Brown could bar Zimbabwe cricketers
Gordon Brown could step up his opposition to Zimbabwe leader Robert Mugabe by preventing the African nation’s cricketers from touring England next year.
A Downing Street spokesperson admitted the government would have to address the issue after the Sun newspaper quoted a government insider claiming the Zimbabweans would be prevented from playing cricket in 2009.
“I think that it’s very early to be making these sorts of decisions,” the prime minister’s spokesman said.
“We obviously will need to discuss this with the English Cricket Board closer to the time. A decision will have to be made about this at some point but we are not at that point at the moment.”
Gordon Brown has taken a strong stance against Mr Mugabe’s leadership since becoming prime minister last year. Last month he boycotted a summit of European and African leaders because of Mr Mugabe’s attendance.
Intervention in the sporting calendar was shied away from by his predecessor Tony Blair. In 2003 prolonged angst over whether a scheduled World Cup match in Harare should go ahead prompted the government to say it was not empowered to order a match cancellation.
According to the Sun’s source Whitehall officials now believe “no one should sit on the fence when it comes to Zimbabwe”.

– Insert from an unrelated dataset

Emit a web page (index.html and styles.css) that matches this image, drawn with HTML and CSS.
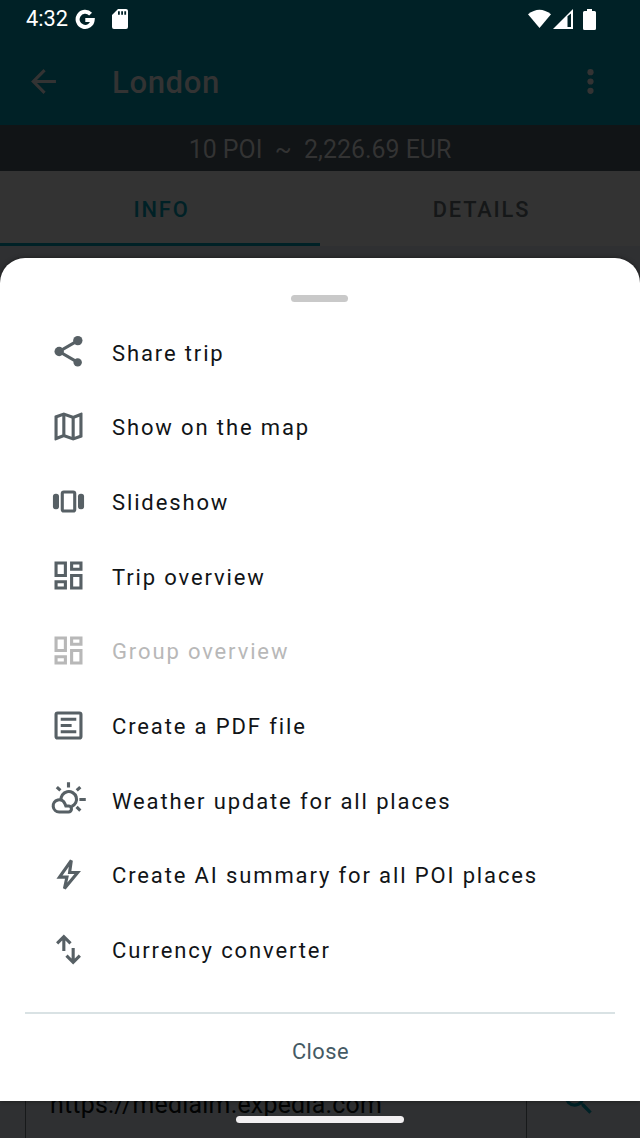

“We can’t pretend it’s not a matter for government a moment longer. it is quite clearly our responsibility to stand up and be counted.”
One argument used during the 2003 furore was that the ECB faced sweeping fines if it refused to play fixtures. Now Zimbabwe’s Test status has been rescinded such penalties would not be imposed by the International Cricket Council (ICC), the sport’s global governing body.
Shadow foreign minister David Liddington said yesterday the government should have made the decision to act against Zimbabwe sooner.
“While I support this latest development, Gordon Brown’s new tough stance against Mugabe has come far too late,” he said.
“The government has allowed Mugabe’s regime to carry on unchallenged for too long and should have taken measures like these sooner.”
Zimbabwe’s economy has contracted by 40 per cent in the last ten years and hyperinflation is now endemic following Mr Mugabe’s land reforms.